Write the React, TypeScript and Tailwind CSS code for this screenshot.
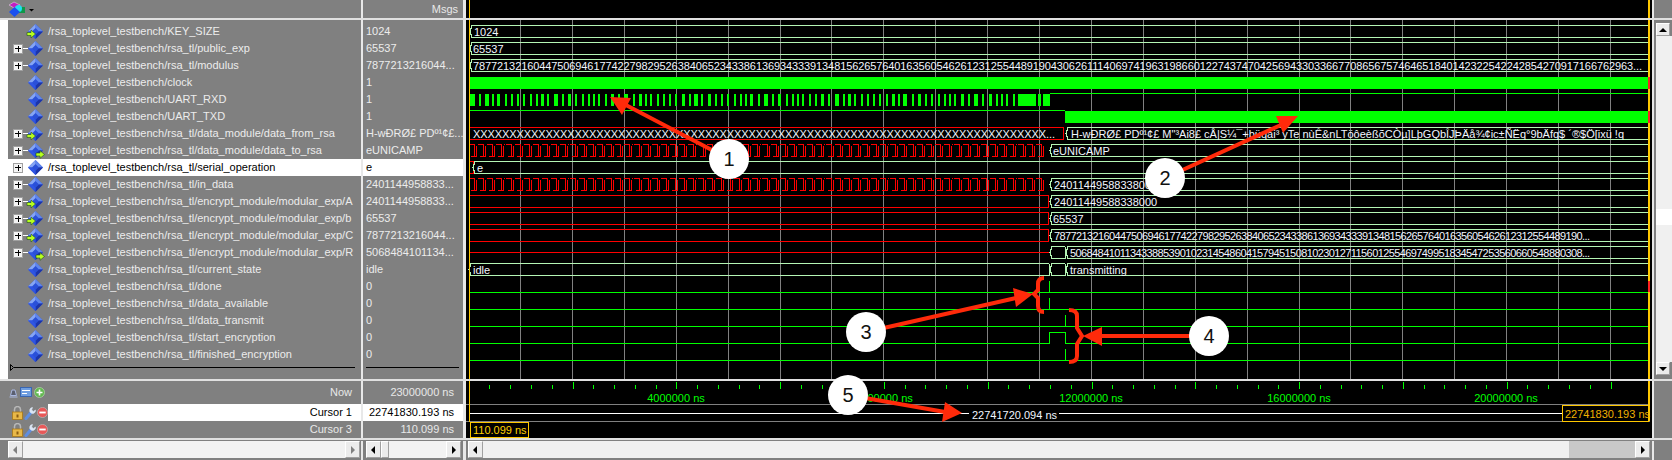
const rows = [
  { name: "/rsa_toplevel_testbench/KEY_SIZE", value: "1024", arrow: "in" },
  { name: "/rsa_toplevel_testbench/rsa_tl/public_exp", value: "65537", plus: true },
  { name: "/rsa_toplevel_testbench/rsa_tl/modulus", value: "7877213216044...", plus: true },
  { name: "/rsa_toplevel_testbench/clock", value: "1" },
  { name: "/rsa_toplevel_testbench/UART_RXD", value: "1" },
  { name: "/rsa_toplevel_testbench/UART_TXD", value: "1" },
  { name: "/rsa_toplevel_testbench/rsa_tl/data_module/data_from_rsa", value: "H-wÐRØ£ PDº¹¢£...", plus: true, arrow: "in" },
  { name: "/rsa_toplevel_testbench/rsa_tl/data_module/data_to_rsa", value: "eUNICAMP", plus: true, arrow: "out" },
  { name: "/rsa_toplevel_testbench/rsa_tl/serial_operation", value: "e", plus: true, selected: true },
  { name: "/rsa_toplevel_testbench/rsa_tl/in_data", value: "2401144958833...", plus: true },
  { name: "/rsa_toplevel_testbench/rsa_tl/encrypt_module/modular_exp/A", value: "2401144958833...", plus: true, arrow: "in" },
  { name: "/rsa_toplevel_testbench/rsa_tl/encrypt_module/modular_exp/b", value: "65537", plus: true, arrow: "in" },
  { name: "/rsa_toplevel_testbench/rsa_tl/encrypt_module/modular_exp/C", value: "7877213216044...", plus: true, arrow: "in" },
  { name: "/rsa_toplevel_testbench/rsa_tl/encrypt_module/modular_exp/R", value: "5068484101134...", plus: true, arrow: "out" },
  { name: "/rsa_toplevel_testbench/rsa_tl/current_state", value: "idle" },
  { name: "/rsa_toplevel_testbench/rsa_tl/done", value: "0" },
  { name: "/rsa_toplevel_testbench/rsa_tl/data_available", value: "0" },
  { name: "/rsa_toplevel_testbench/rsa_tl/data_transmit", value: "0" },
  { name: "/rsa_toplevel_testbench/rsa_tl/start_encryption", value: "0" },
  { name: "/rsa_toplevel_testbench/rsa_tl/finished_encryption", value: "0" },
];

const BUS = "#b4f5b4";
const RED = "#ff0000";
const GREEN = "#00ff00";
const CURSOR = "#ffc800";

const top = (i: number) => 25 + 17 * i;
const bot = (i: number) => 37 + 17 * i;
const base = (i: number) => 35 + 17 * i;

// pseudo random serial data, looks like the uart burst
function rxdBars() {
  const widths = [2, 2, 2, 2, 3, 2, 2, 4, 2, 2, 3];
  const gaps = [4, 4, 3, 5, 4, 3, 4, 5];
  const bars: number[][] = [[470, 5]];
  let x = 479;
  let n = 0;
  while (x < 1014) {
    const w = widths[(n * 7) % widths.length];
    bars.push([x, w]);
    x += w + gaps[(n * 5) % gaps.length];
    n++;
  }
  bars.push([1018, 18], [1038, 3], [1043, 7]);
  return bars;
}

function wiggle(i: number, x0: number, x1: number) {
  const t = top(i) + 0.5;
  const b = bot(i) + 0.5;
  let d = "";
  let x = x0;
  let n = 0;
  while (x < x1 - 4) {
    const step = n % 7 === 3 ? 10 : 9;
    const e = Math.min(x + step, x1);
    const v = Math.round(x + step / 2) + 0.5;
    // one level stays up, the other stays down, so the cells read as )( chains
    d += `M${x} ${t}H${v}V${b}M${v + 2} ${b}V${t + 1}M${v + 2} ${t}H${e - 1}M${x + 2} ${b}H${v + 2}`;
    x = e;
    n++;
  }
  return d;
}

function hex(i: number, x0: number, x1: number, open = false) {
  const t = top(i) + 0.5;
  const b = bot(i) + 0.5;
  const m = (t + b) / 2;
  return `M${x1} ${t}H${x0 + 2}L${x0} ${m}L${x0 + 2} ${b}H${x1}${open ? "" : `V${t}`}`;
}

function WaveText({ x, i, w, children }: { x: number; i: number; w?: number; children: string }) {
  return (
    <text x={x} y={base(i) + 1} fill="#f2f6ff" fontSize="11" textLength={w} lengthAdjust={w ? "spacing" : undefined}>
      {children}
    </text>
  );
}

function WaveRows() {
  const grid = Array.from({ length: 22 }, (_, k) => 520 + 51.9 * k);
  const right = 1648;
  return (
    <svg viewBox="466 20 1186 359" width={1186} height={359} className="block" shapeRendering="crispEdges" fontFamily="'Liberation Sans', sans-serif">
      <rect x="466" y="20" width="1186" height="359" fill="#000" />
      {grid.map((x) => (
        <line key={x} x1={Math.round(x) + 0.5} x2={Math.round(x) + 0.5} y1="20" y2="379" stroke="#808080" />
      ))}

      {[0, 1, 2].map((i) => (
        <path key={i} d={hex(i, 470, right, true)} fill="none" stroke={BUS} />
      ))}
      <WaveText x={474} i={0}>1024</WaveText>
      <WaveText x={473} i={1}>65537</WaveText>
      <WaveText x={473} i={2} w={1169}>7877213216044750694617742279829526384065234338613693433391348156265764016356054626123125544891904306261114069741963198660122743747042569433033667708656757464651840142322542242854270917166762963...</WaveText>

      <rect x="469" y="77" width={right - 469} height="12" fill={GREEN} />
      {rxdBars().map(([x, w]) => (
        <rect key={x} x={x} y="94" width={w} height="12" fill={GREEN} />
      ))}
      <line x1="1050" x2={right} y1="93.5" y2="93.5" stroke={GREEN} />
      <line x1="469" x2="1065" y1="110.5" y2="110.5" stroke={GREEN} />
      <rect x="1065" y="111" width={right - 1065} height="12" fill={GREEN} />

      <path d={`M469 127.5H1063V139.5H469`} fill="none" stroke={RED} />
      <WaveText x={473} i={6} w={582}>{"X".repeat(79) + "..."}</WaveText>
      <path d={hex(6, 1066, right, true)} fill="none" stroke={BUS} />
      <WaveText x={1071} i={6} w={553}>{"H-wÐRØ£ PDº¹¢£ M\"³Ai8£  cÅ|S¼¯+þüqai³ yTe  nùÊ&nLTöôeèßõCÒµ]LþGQbÎJÞÄå¾¢ic±ÑËq°9bÄfq$ ´®$Ö[ixü !q"}</WaveText>

      <path d={wiggle(7, 469, 1049)} fill="none" stroke={RED} />
      <path d={hex(7, 1050, right, true)} fill="none" stroke={BUS} />
      <WaveText x={1053} i={7}>eUNICAMP</WaveText>

      <path d="M469 161.5H473V173.5H469" fill="none" stroke={RED} />
      <path d={hex(8, 473, right, true)} fill="none" stroke={BUS} />
      <WaveText x={477} i={8}>e</WaveText>

      <path d={wiggle(9, 469, 1049)} fill="none" stroke={RED} />
      <path d={hex(9, 1050, right, true)} fill="none" stroke={BUS} />
      <WaveText x={1054} i={9}>24011449588338000</WaveText>

      {[10, 11, 12].map((i) => (
        <g key={i}>
          <path d={`M469 ${top(i) + 0.5}H1048V${bot(i) + 0.5}H469`} fill="none" stroke={RED} />
          <path d={hex(i, 1050, right, true)} fill="none" stroke={BUS} />
        </g>
      ))}
      <WaveText x={1054} i={10}>24011449588338000</WaveText>
      <WaveText x={1053} i={11}>65537</WaveText>
      <WaveText x={1054} i={12} w={536}>787721321604475069461774227982952638406523433861369343339134815626576401635605462612312554489190...</WaveText>

      <line x1="469" x2="1049" y1="252.5" y2="252.5" stroke={RED} />
      <path d={hex(13, 1050, 1065)} fill="none" stroke={BUS} />
      <path d={hex(13, 1066, right, true)} fill="none" stroke={BUS} />
      <WaveText x={1070} i={13} w={520}>506848410113433885390102314548604157945150810230127115601255469749951834547253560660548880308...</WaveText>

      <path d={hex(14, 469, 1049)} fill="none" stroke={BUS} />
      <path d={hex(14, 1050, 1065)} fill="none" stroke={BUS} />
      <path d={hex(14, 1066, right, true)} fill="none" stroke={BUS} />
      <WaveText x={473} i={14}>idle</WaveText>
      <WaveText x={1070} i={14}>transmitting</WaveText>

      {[15, 16, 17, 19].map((i) => (
        <line key={i} x1="469" x2={right} y1={bot(i) + 0.5} y2={bot(i) + 0.5} stroke={GREEN} />
      ))}
      <path d={`M469 343.5H1049.5V332.5H1065.5V343.5H${right}`} fill="none" stroke={GREEN} />
      <line x1="1049.5" x2="1049.5" y1="281" y2="292" stroke={GREEN} />
      <line x1="1049.5" x2="1049.5" y1="298" y2="309" stroke={GREEN} />
      <line x1="1065.5" x2="1065.5" y1="315" y2="326" stroke={GREEN} />
      <line x1="1065.5" x2="1065.5" y1="349" y2="360" stroke={GREEN} />

      <rect x="469" y="20" width="1" height="359" fill={CURSOR} />
      <rect x="1648" y="20" width="2" height="359" fill={CURSOR} />
      <rect x="1648" y="77" width="2" height="12" fill="#ff2020" />
      <rect x="1648" y="111" width="2" height="12" fill="#ff2020" />
      <rect x="1648" y="281" width="2" height="11" fill="#ff2020" />
    </svg>
  );
}

function Ruler() {
  const ticks = Array.from({ length: 56 }, (_, k) => 468.7 + 20.76 * k).filter((x) => x < 1647);
  const labels = [
    [676, "4000000 ns"],
    [884, "8000000 ns"],
    [1091, "12000000 ns"],
    [1299, "16000000 ns"],
    [1506, "20000000 ns"],
  ] as const;
  return (
    <svg viewBox="466 381 1186 57" width={1186} height={57} className="block" fontFamily="'Liberation Sans', sans-serif">
      <rect x="466" y="381" width="1186" height="57" fill="#000" />
      {ticks.slice(1).map((x, k) => (
        <line
          key={x}
          x1={Math.round(x) + 0.5}
          x2={Math.round(x) + 0.5}
          y1={(k + 1) % 5 === 0 ? 382 : 385}
          y2="389"
          stroke={GREEN}
          shapeRendering="crispEdges"
        />
      ))}
      {labels.map(([x, t]) => (
        <text key={t} x={x} y="402" fill={GREEN} fontSize="11" textAnchor="middle">
          {t}
        </text>
      ))}
      <g shapeRendering="crispEdges">
        <line x1="466" x2="1650" y1="404.5" y2="404.5" stroke="#808080" />
        <line x1="470" x2="1562" y1="413.5" y2="413.5" stroke="#fff" />
        <line x1="466" x2="1650" y1="421.5" y2="421.5" stroke="#808080" />
        <rect x="969" y="409" width="90" height="11" fill="#000" />
        <rect x="469" y="381" width="1" height="41" fill={CURSOR} />
        <rect x="1648" y="381" width="2" height="40" fill={CURSOR} />
        <rect x="1562.5" y="405.5" width="86" height="16" fill="#000" stroke={CURSOR} />
        <rect x="470.5" y="422.5" width="58" height="15" fill="#000" stroke={CURSOR} />
      </g>
      <text x="972" y="419" fill="#f2f6ff" fontSize="11">22741720.094 ns</text>
      <text x="1565" y="418" fill="#f0b000" fontSize="11">22741830.193 ns</text>
      <text x="473" y="434" fill="#ffd000" fontSize="11">110.099 ns</text>
    </svg>
  );
}

function SignalIcon({ arrow }: { arrow?: string }) {
  return (
    <svg width="21" height="17" viewBox="0 0 21 17" className="relative shrink-0">
      <polygon points="9.5,1 17,8.5 9.5,16 2,8.5" fill="#2a50d8" />
      <polygon points="9.5,1 17,8.5 13,8.5 9.5,5" fill="#5f86ec" />
      <polygon points="9.5,1 2,8.5 6,8.5 9.5,5" fill="#86a6f4" />
      <polygon points="9.5,16 17,8.5 13,8.5 9.5,12" fill="#1c34a8" />
      <polygon points="9.5,16 2,8.5 6,8.5 9.5,12" fill="#2f55e4" />
      {arrow === "in" && (
        <polygon points="1,9.5 5,9.5 5,7 9.5,11 5,15 5,12.5 1,12.5" fill="#b8ff20" stroke="#205020" strokeWidth="0.6" />
      )}
      {arrow === "out" && (
        <polygon points="10,11 14,11 14,8.7 18.5,12.5 14,16.3 14,14 10,14" fill="#b8ff20" stroke="#205020" strokeWidth="0.6" />
      )}
    </svg>
  );
}

function Plus() {
  return (
    <div className="relative flex h-[10px] w-[10px] items-center justify-center border border-[#a0a0a0] bg-[#f4f4f4]">
      <div className="absolute h-[1px] w-[6px] bg-black" />
      <div className="absolute h-[6px] w-[1px] bg-black" />
      <div className="absolute left-[9px] h-[1px] w-[5px] bg-white" />
    </div>
  );
}

function NameRow({ r }: { r: (typeof rows)[number] }) {
  return (
    <div className={`flex h-[17px] items-center ${r.selected ? "bg-white text-black" : "text-[#ececec]"}`}>
      <div className="flex w-[5px] shrink-0" />
      <div className="flex w-[13px] shrink-0 justify-start">{r.plus ? <Plus /> : null}</div>
      <SignalIcon arrow={r.arrow} />
      <span className="ml-[1px] whitespace-nowrap">{r.name}</span>
    </div>
  );
}

function Btn({ dir, muted }: { dir: "left" | "right" | "up" | "down"; muted?: boolean }) {
  const pts = { left: "6,1 2,5 6,9", right: "3,1 7,5 3,9", up: "1,7 5,3 9,7", down: "1,3 5,7 9,3" }[dir];
  return (
    <div className={`flex shrink-0 items-center justify-center border border-b-[#a0a0a0] border-l-white border-r-[#a0a0a0] border-t-white bg-[#ececec] ${dir === "up" || dir === "down" ? "h-[13px] w-[14px]" : "h-[17px] w-[15px]"}`}>
      <svg width="10" height="10" viewBox="0 0 10 10">
        <polygon points={pts} fill={muted ? "#808080" : "#000"} />
      </svg>
    </div>
  );
}

function Lock() {
  return (
    <svg width="11" height="14" viewBox="0 0 11 14" className="shrink-0">
      <path d="M2.5 6V3.6a3 3 0 0 1 6 0V6" fill="none" stroke="#b8b8b8" strokeWidth="1.5" />
      <rect x="0.5" y="6" width="10" height="7.5" fill="#e8b848" stroke="#a87818" strokeWidth="0.8" />
      <rect x="4.5" y="8.5" width="2" height="3" fill="#8a5c10" />
    </svg>
  );
}

function Wrench() {
  return (
    <svg width="12" height="14" viewBox="0 0 12 14" className="shrink-0">
      <path d="M2 12.5L7.5 6" stroke="#5f8ee0" strokeWidth="3" strokeLinecap="round" />
      <path d="M7 7a3 3 0 0 1 1.5-5.5L7.6 4 9.4 5.4 11.5 4A3 3 0 0 1 7 7z" fill="#dce6f4" stroke="#dce6f4" strokeWidth="0.6" />
    </svg>
  );
}

function Minus() {
  return (
    <svg width="11" height="11" viewBox="0 0 12 12" className="shrink-0">
      <circle cx="6" cy="6" r="5.5" fill="#e85858" stroke="#c8c8c8" strokeWidth="0.6" />
      <rect x="2.5" y="5" width="7" height="2" fill="#fff" />
    </svg>
  );
}

function CursorIcons() {
  return (
    <div className="ml-[12px] flex w-[36px] shrink-0 items-center gap-[1px]">
      <Lock />
      <Wrench />
      <Minus />
    </div>
  );
}

function ToolIcons() {
  return (
    <div className="ml-[9px] flex items-center gap-[2px]">
      <svg width="9" height="10" viewBox="0 0 9 10">
        <path d="M0.5 9H8.5M1.5 7.5L3 2h3l1.5 5.5z" fill="#5a5f70" stroke="#aab8e0" strokeWidth="1" />
      </svg>
      <svg width="12" height="11" viewBox="0 0 12 11">
        <rect x="0.5" y="0.5" width="11" height="9" fill="#6f9ee0" stroke="#3a66b0" />
        <path d="M2 3.5h8M2 6.5h5" stroke="#fff" />
      </svg>
      <svg width="11" height="11" viewBox="0 0 11 11">
        <circle cx="5.5" cy="5.5" r="5" fill="#62b850" stroke="#b8d8b0" strokeWidth="0.7" />
        <path d="M2.5 5.5h6M5.5 2.5v6" stroke="#fff" strokeWidth="1.6" />
      </svg>
    </div>
  );
}

function Annotation() {
  const red = "#ff2a0a";
  const circles: [number, number, string][] = [
    [729, 159, "1"],
    [1165, 178, "2"],
    [866, 332, "3"],
    [1209, 336, "4"],
    [848, 395, "5"],
  ];
  return (
    <svg viewBox="0 0 1672 460" width={1672} height={460} className="pointer-events-none absolute left-0 top-0" fontFamily="'Liberation Sans', sans-serif">
      <g stroke={red} strokeWidth="4" fill="none">
        <line x1="729" y1="159" x2="622" y2="103" />
        <line x1="1165" y1="178" x2="1283" y2="124" />
        <line x1="866" y1="332" x2="1016" y2="298" />
        <line x1="1209" y1="336" x2="1100" y2="336" />
        <line x1="848" y1="395" x2="945" y2="412" />
        <path d="M1044 278Q1038 278 1038 284V290L1034 294L1038 298V306Q1038 312 1044 312" />
        <path d="M1069 310Q1077 310 1077 316V328L1082 336L1077 344V356Q1077 362 1069 362" />
      </g>
      <g fill={red}>
        <polygon points="610,97 631,98 622,115" />
        <polygon points="1298,116 1276,116 1283,133" />
        <polygon points="1033,294 1013,288 1016,307" />
        <polygon points="1083,336 1102,327 1102,346" />
        <polygon points="962,413 945,402 942,422" />
      </g>
      {circles.map(([x, y, t]) => (
        <g key={t}>
          <circle cx={x} cy={y} r="20" fill="#fff" />
          <text x={x} y={y + 7} fontSize="20" fill="#111" textAnchor="middle">
            {t}
          </text>
        </g>
      ))}
    </svg>
  );
}

export default function App() {
  return (
    <div className="relative flex h-[460px] w-[1672px] flex-col overflow-hidden bg-[#808080] font-['Liberation_Sans',sans-serif] text-[11px] leading-none">
      {/* header */}
      <div className="flex h-[18px]">
        <div className="flex w-[361px] items-center pl-[8px]">
          <svg width="28" height="18" viewBox="0 0 28 18">
            <polygon points="1,5 6,2 12,5 6,8" fill="#c020c0" stroke="#e8e8e8" strokeWidth="0.5" />
            <rect x="10" y="7" width="7" height="6" fill="#109848" />
            <circle cx="10.5" cy="8.5" r="3.5" fill="#20e0f0" />
            <polygon points="1,12 6.5,7 12,12 6.5,17" fill="#1a50f0" />
            <polygon points="21,9 26,9 23.5,11.5" fill="#000" />
          </svg>
        </div>
        <div className="w-[2px] bg-[#e8e8e8]" />
        <div className="flex w-[100px] items-center justify-end pr-[5px] text-[#e8e8e8]">Msgs</div>
        <div className="w-[3px] bg-[#e8e8e8]" />
        <div className="relative w-[1186px] bg-black">
          <div className="absolute left-[3px] top-0 h-full w-[1px] bg-[#ffc800]" />
          <div className="absolute left-[1182px] top-0 h-full w-[2px] bg-[#ffc800]" />
        </div>
        <div className="w-[2px] bg-[#e8e8e8]" />
      </div>
      <div className="h-[2px] bg-[#e0e0e0]" />

      {/* signals and waves */}
      <div className="flex h-[359px]">
        <div className="relative w-[361px] pl-[8px]">
          <div className="absolute bottom-0 left-0 top-0 w-[8px] bg-white" />
          <div className="pt-[3px]">
            {rows.map((r) => (
              <NameRow key={r.name} r={r} />
            ))}
          </div>
          <div className="ml-[2px] mt-[1px] flex items-center">
            <svg width="4" height="7" viewBox="0 0 4 7">
              <polygon points="0.5,0.5 3.5,3.5 0.5,6.5" fill="none" stroke="#000" />
            </svg>
            <div className="h-[1px] w-[341px] bg-black" />
          </div>
        </div>
        <div className="w-[2px] bg-[#e8e8e8]" />
        <div className="w-[100px] pt-[3px]">
          {rows.map((r) => (
            <div key={r.name} className={`flex h-[17px] items-center pl-[3px] ${r.selected ? "bg-white text-black" : "text-[#ececec]"}`}>
              <span className="whitespace-nowrap">{r.value}</span>
            </div>
          ))}
          <div className="ml-[3px] mt-[4px] h-[1px] w-[93px] bg-black" />
        </div>
        <div className="w-[3px] bg-[#e8e8e8]" />
        <WaveRows />
        <div className="w-[2px] bg-[#e8e8e8]" />
        <div className="flex w-[18px] flex-col pl-[2px] pt-[3px]">
          <Btn dir="up" />
          <div className="flex flex-1 flex-col bg-[#f0f0f0] py-[1px]">
            <div className="mt-[172px] h-[16px] bg-white" />
          </div>
          <Btn dir="down" />
          <div className="h-[4px]" />
        </div>
      </div>
      <div className="h-[2px] bg-[#e0e0e0]" />

      {/* now and cursors */}
      <div className="flex h-[57px]">
        <div className="flex w-[361px] flex-col">
          <div className="flex h-[23px] items-center justify-between pr-[9px] text-[#e8e8e8]">
            <ToolIcons />
            <span>Now</span>
          </div>
          <div className="flex h-[17px] items-center">
            <CursorIcons />
            <div className="flex h-full flex-1 items-center justify-end bg-white pr-[9px] text-black">Cursor 1</div>
          </div>
          <div className="flex h-[17px] items-center justify-between pr-[9px] text-[#e8e8e8]">
            <CursorIcons />
            <span>Cursor 3</span>
          </div>
        </div>
        <div className="w-[2px] bg-[#e8e8e8]" />
        <div className="flex w-[100px] flex-col">
          <div className="flex h-[23px] items-center justify-end pr-[9px] text-[#e8e8e8]">23000000 ns</div>
          <div className="flex h-[17px] items-center justify-end bg-white pr-[9px] text-black">22741830.193 ns</div>
          <div className="flex h-[17px] items-center justify-end pr-[9px] text-[#e8e8e8]">110.099 ns</div>
        </div>
        <div className="w-[3px] bg-[#e8e8e8]" />
        <Ruler />
        <div className="w-[2px] bg-[#e8e8e8]" />
      </div>
      <div className="h-[2px] bg-[#e0e0e0]" />

      {/* horizontal scrollbars */}
      <div className="flex h-[20px] pt-[1px]">
        <div className="flex w-[361px] pl-[8px] pr-[1px]">
          <Btn dir="left" muted />
          <div className="h-[17px] flex-1 bg-[#f2f2f2]" />
          <Btn dir="right" muted />
        </div>
        <div className="w-[2px] bg-[#e8e8e8]" />
        <div className="flex w-[100px] pl-[3px] pr-[2px]">
          <Btn dir="left" />
          <div className="h-[17px] w-[8px] border border-b-[#a0a0a0] border-l-white border-r-[#a0a0a0] border-t-white bg-[#ececec]" />
          <div className="h-[17px] flex-1 bg-[#f2f2f2]" />
          <Btn dir="right" />
        </div>
        <div className="w-[3px] bg-[#e8e8e8]" />
        <div className="flex w-[1186px] pl-[2px] pr-[2px]">
          <Btn dir="left" />
          <div className="h-[17px] w-[1086px] bg-[#f0f0f0]" />
          <div className="h-[17px] flex-1 bg-[#c8c8c8]" />
          <Btn dir="right" />
        </div>
        <div className="w-[2px] bg-[#e8e8e8]" />
      </div>

      <Annotation />
    </div>
  );
}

========================================================================

Stated goal: Write out an exact copy of the listing, first line through the line containing "const base = (i: number) => 35 + 17 * i;", with the pictures left out.

Task output:
Write the React, TypeScript and Tailwind CSS code for this screenshot.
const rows = [
  { name: "/rsa_toplevel_testbench/KEY_SIZE", value: "1024", arrow: "in" },
  { name: "/rsa_toplevel_testbench/rsa_tl/public_exp", value: "65537", plus: true },
  { name: "/rsa_toplevel_testbench/rsa_tl/modulus", value: "7877213216044...", plus: true },
  { name: "/rsa_toplevel_testbench/clock", value: "1" },
  { name: "/rsa_toplevel_testbench/UART_RXD", value: "1" },
  { name: "/rsa_toplevel_testbench/UART_TXD", value: "1" },
  { name: "/rsa_toplevel_testbench/rsa_tl/data_module/data_from_rsa", value: "H-wÐRØ£ PDº¹¢£...", plus: true, arrow: "in" },
  { name: "/rsa_toplevel_testbench/rsa_tl/data_module/data_to_rsa", value: "eUNICAMP", plus: true, arrow: "out" },
  { name: "/rsa_toplevel_testbench/rsa_tl/serial_operation", value: "e", plus: true, selected: true },
  { name: "/rsa_toplevel_testbench/rsa_tl/in_data", value: "2401144958833...", plus: true },
  { name: "/rsa_toplevel_testbench/rsa_tl/encrypt_module/modular_exp/A", value: "2401144958833...", plus: true, arrow: "in" },
  { name: "/rsa_toplevel_testbench/rsa_tl/encrypt_module/modular_exp/b", value: "65537", plus: true, arrow: "in" },
  { name: "/rsa_toplevel_testbench/rsa_tl/encrypt_module/modular_exp/C", value: "7877213216044...", plus: true, arrow: "in" },
  { name: "/rsa_toplevel_testbench/rsa_tl/encrypt_module/modular_exp/R", value: "5068484101134...", plus: true, arrow: "out" },
  { name: "/rsa_toplevel_testbench/rsa_tl/current_state", value: "idle" },
  { name: "/rsa_toplevel_testbench/rsa_tl/done", value: "0" },
  { name: "/rsa_toplevel_testbench/rsa_tl/data_available", value: "0" },
  { name: "/rsa_toplevel_testbench/rsa_tl/data_transmit", value: "0" },
  { name: "/rsa_toplevel_testbench/rsa_tl/start_encryption", value: "0" },
  { name: "/rsa_toplevel_testbench/rsa_tl/finished_encryption", value: "0" },
];

const BUS = "#b4f5b4";
const RED = "#ff0000";
const GREEN = "#00ff00";
const CURSOR = "#ffc800";

const top = (i: number) => 25 + 17 * i;
const bot = (i: number) => 37 + 17 * i;
const base = (i: number) => 35 + 17 * i;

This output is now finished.